Фраза не была закончена, из телефонной трубки послышалось сердитое:
— Не надо… не надо… Не приходите. Вы обязательно напутаете… Меня достаточно знают и без вас.
Ответ огорчил и понравился мне, не многие из тех, чьи имена блистали во славе, так легко отклоняют услугу печати. Я счел начало обнадеживающим и продолжал:
— Хорошо. Писать я не буду, а познакомиться с вами мне будет позволено?
— Приезжайте, — неохотно согласился ученый, — но ненадолго. Не вздумайте меня переубеждать.
В гостинице мы просидели недолго, я оставил Владимиру Петровичу мои книги, посвященные трудам Павлова, Быкова, Павловского, Вишневского и Гурвича, и попросил познакомиться с ними.
Несколько дней спустя я был приглашен в Одессу для обстоятельного разговора.
Меня ждали сюрпризы, какие трудно было предвидеть.
— Вы намерены писать о Владимире Петровиче? — спросил меня почтенный университетский профессор. — Продумали вы это до конца? Впрочем, ведь вы не медик и далеки от круга наших интересов и понятий.
— Не хотите ли вы сказать… — только и успел я промолвить.

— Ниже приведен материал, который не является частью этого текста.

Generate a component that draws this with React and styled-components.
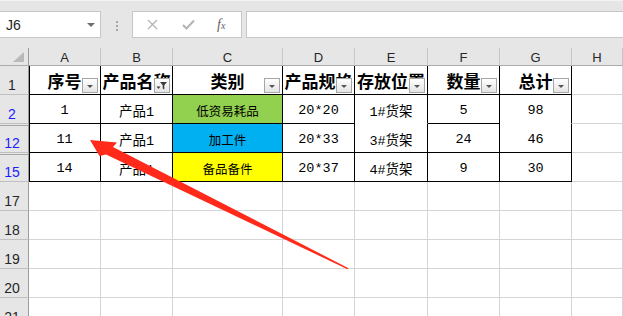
import React from "react";
import styled, { createGlobalStyle } from "styled-components";

const GlobalStyle = createGlobalStyle`
    body {
        margin: 0;
        background: #ffffff;
        overflow: hidden;
    }
`;

const Page = styled.div`
    position: relative;
    width: 623px;
    height: 316px;
    overflow: hidden;
    font-family: "Liberation Sans", Arial, sans-serif;
    background: #ffffff;
`;

const Toolbar = styled.div`
    height: 48px;
    box-sizing: border-box;
    padding-top: 11px;
    display: flex;
    align-items: flex-start;
    background: #e6e6e6;
    border-top: 1px solid #f3f3f3;
`;

const NameBox = styled.div`
    width: 101px;
    height: 27px;
    box-sizing: border-box;
    margin-top: -1px;
    display: flex;
    align-items: center;
    justify-content: space-between;
    padding: 0 5px 0 6px;
    background: #ffffff;
    border: 1px solid #c6c6c6;
    border-left: none;
    font-size: 14px;
    color: #262626;
`;

const Caret = styled.span`
    width: 0;
    height: 0;
    border-left: 4px solid transparent;
    border-right: 4px solid transparent;
    border-top: 4px solid #6e6e6e;
`;

const Dots = styled.div`
    width: 31px;
    height: 27px;
    display: flex;
    flex-direction: column;
    align-items: center;
    justify-content: center;
    gap: 2px;

    span {
        width: 2px;
        height: 2px;
        background: #a6a6a6;
    }
`;

const FormulaButtons = styled.div`
    width: 110px;
    height: 27px;
    box-sizing: border-box;
    margin-top: -1px;
    display: flex;
    align-items: center;
    padding-left: 14px;
    gap: 24px;
    background: #ffffff;
    border: 1px solid #c6c6c6;
`;

const Fx = styled.span`
    font-family: "Liberation Serif", serif;
    font-style: italic;
    font-size: 14px;
    color: #5f5f5f;
    margin-left: -2px;

    small {
        font-size: 10px;
    }
`;

const FormulaInput = styled.div`
    flex: 1;
    height: 27px;
    box-sizing: border-box;
    margin: -1px -2px 0 4px;
    background: #ffffff;
    border: 1px solid #c6c6c6;
`;

const Sheet = styled.div`
    display: grid;
    grid-template-columns: 29px 72px 72px 110px 72px 73px 72px 72px 1fr;
    grid-template-rows: 18px;
    grid-auto-rows: 29px;
`;

const Corner = styled.div`
    position: relative;
    background: #e6e6e6;
    border-right: 1px solid #9b9b9b;
    border-bottom: 1px solid #ababab;

    &::after {
        content: "";
        position: absolute;
        right: 4px;
        bottom: 3px;
        border-left: 11px solid transparent;
        border-bottom: 10px solid #b9b9b9;
    }
`;

const ColHead = styled.div`
    box-sizing: border-box;
    display: flex;
    align-items: center;
    justify-content: center;
    padding-top: 2px;
    background: #e6e6e6;
    border-right: 1px solid #c6c6c6;
    border-bottom: 1px solid #ababab;
    font-size: 13px;
    color: #262626;
    background-clip: padding-box;
    box-shadow: inset 0 1px 0 #e6e6e6;
`;

const RowHead = styled.div`
    box-sizing: border-box;
    display: flex;
    align-items: flex-end;
    justify-content: center;
    padding: 0 4px 1px 0;
    background: #e6e6e6;
    border-right: 1px solid #9b9b9b;
    border-bottom: 1px solid #c0c0c0;
    font-size: 14px;
    line-height: 16px;
    color: ${(p) => (p.$filtered ? "#1b1bff" : "#262626")};
    box-shadow: ${(p) =>
        p.$gapAbove ? "inset 0 1px 0 #e6e6e6, inset 0 2px 0 #a6a6a6" : "none"};
`;

const Cell = styled.div`
    position: relative;
    box-sizing: border-box;
    min-width: 0;
    overflow: hidden;
    display: flex;
    align-items: center;
    justify-content: center;
    white-space: nowrap;
    background: ${(p) => p.$bg || "#ffffff"};
    border-right: 1px solid ${(p) => (p.$boxed ? "#000000" : "#d4d4d4")};
    border-bottom: 1px solid
        ${(p) => (p.$open ? "#ffffff" : p.$boxed ? "#000000" : "#d4d4d4")};
    box-shadow: ${(p) => (p.$first ? "inset 1px 0 0 #000000" : "none")};
    color: #000000;
`;

const HeadText = styled.span`
    font-family: "Noto Sans CJK SC", sans-serif;
    font-weight: 700;
    font-size: 17px;
    line-height: 20px;
    margin-top: 2px;
`;

const DataText = styled.span`
    font-family: "Liberation Mono", "Noto Sans CJK SC", monospace;
    font-size: ${(p) => (p.$small ? "12.5px" : "13.5px")};
    margin-top: 2px;
`;

const FilterButton = styled.div`
    position: absolute;
    right: 2px;
    bottom: 1px;
    width: 16px;
    height: 15px;
    box-sizing: border-box;
    display: flex;
    align-items: center;
    justify-content: center;
    background: linear-gradient(#ffffff, #e4e4e4);
    border: 1px solid #a6a6a6;
`;

const DownTriangle = styled.span`
    width: 0;
    height: 0;
    margin-top: 2px;
    border-left: 3px solid transparent;
    border-right: 3px solid transparent;
    border-top: 3px solid #555555;
`;

const ArrowLayer = styled.svg`
    position: absolute;
    left: 0;
    top: 0;
    pointer-events: none;
`;

const columns = ["A", "B", "C", "D", "E", "F", "G", "H"];

const headers = ["序号", "产品名称", "类别", "产品规格", "存放位置", "数量", "总计"];

const dataRows = [
    {
        num: "2",
        cells: ["1", "产品1", "低资易耗品", "20*20", "1#货架", "5", "98"],
        bg: "#92d050",
        open: [4, 6],
    },
    {
        num: "12",
        cells: ["11", "产品1", "加工件", "20*33", "3#货架", "24", "46"],
        bg: "#00b0f0",
        gapAbove: true,
    },
    {
        num: "15",
        cells: ["14", "产品1", "备品备件", "20*37", "4#货架", "9", "30"],
        bg: "#ffff00",
        gapAbove: true,
    },
];

const emptyRows = ["17", "18", "19", "20", "21"];

const FunnelIcon = () => (
    <svg width="12" height="11" viewBox="0 0 12 11">
        <path d="M4 2h7L8.3 5.2V9.5L6.7 8.6V5.2Z" fill="#3c3c3c" />
        <path d="M0.5 6.5h4L2.5 9Z" fill="#3c3c3c" />
    </svg>
);

const App = () => {
    return (
        <>
            <GlobalStyle />
            <Page>
                <Toolbar>
                    <NameBox>
                        J6
                        <Caret />
                    </NameBox>
                    <Dots>
                        <span />
                        <span />
                        <span />
                    </Dots>
                    <FormulaButtons>
                        <svg width="11" height="11" viewBox="0 0 11 11">
                            <path d="M1 1L10 10M10 1L1 10" stroke="#b4b4b4" strokeWidth="1.3" />
                        </svg>
                        <svg width="13" height="11" viewBox="0 0 13 11">
                            <path d="M1 6L4.5 9.5L12 1.5" stroke="#b4b4b4" strokeWidth="2" fill="none" />
                        </svg>
                        <Fx>
                            f<small>x</small>
                        </Fx>
                    </FormulaButtons>
                    <FormulaInput />
                </Toolbar>

                <Sheet>
                    <Corner />
                    {columns.map((c) => (
                        <ColHead key={c}>{c}</ColHead>
                    ))}

                    <RowHead>1</RowHead>
                    {headers.map((h, i) => (
                        <Cell key={h} $boxed $first={i === 0}>
                            <HeadText>{h}</HeadText>
                            <FilterButton>
                                {i === 1 ? <FunnelIcon /> : <DownTriangle />}
                            </FilterButton>
                        </Cell>
                    ))}
                    <Cell />

                    {dataRows.map((row) => (
                        <React.Fragment key={row.num}>
                            <RowHead $filtered $gapAbove={row.gapAbove}>
                                {row.num}
                            </RowHead>
                            {row.cells.map((v, i) => (
                                <Cell
                                    key={i}
                                    $boxed
                                    $first={i === 0}
                                    $bg={i === 2 ? row.bg : null}
                                    $open={row.open && row.open.includes(i)}
                                >
                                    <DataText $small={i === 2}>{v}</DataText>
                                </Cell>
                            ))}
                            <Cell />
                        </React.Fragment>
                    ))}

                    {emptyRows.map((n) => (
                        <React.Fragment key={n}>
                            <RowHead>{n}</RowHead>
                            {columns.map((c) => (
                                <Cell key={c} />
                            ))}
                        </React.Fragment>
                    ))}
                </Sheet>

                <ArrowLayer width="623" height="316" viewBox="0 0 623 316">
                    <polygon
                        points="90,140 117,142.5 113,147 348.5,268.2 347.5,269.2 106,154.5 99.5,156"
                        fill="#ff2a1a"
                    />
                </ArrowLayer>
            </Page>
        </>
    );
};

export default App;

— Ничего особенного, я знаю героя вашей будущей книги, знаком с ним немало лет. Слежу за его успехами и истинно рад им. Хотите, я его похвалю, расскажу ряд достойных историй о нем, трогательных, волнующих, но ведь вам нужна правда, или я ошибся? Не в моем характере сочинять оды и курить фимиам. Не стану повторять вам того, что говорили другие, я не люблю промышлять чужими идеями, у меня свой взгляд на то, что принято считать правом на бессмертие. Ваш будущий герой неплохой окулист, мастер пересаживать роговицу… И кожная складка, так называемый филатовский стебель, хороша, не спорю, и все-таки не знаю, что вас в этой фигуре пленило… Я решительно отклоняю ваш выбор. Герой ваш азартен, когда надобна выдержка, болезненно страстен, когда обстоятельства требуют терпения. Таким мы его видали за картами в семейном кругу и в клинике. Я сказал бы, что он родился для большой политической игры… Не смейтесь, это так. В нем сидит человек, готовый идти напролом, бросаться в омут очертя голову. Опасный и в равной мере любопытный характер. Подумайте над этим, мой друг.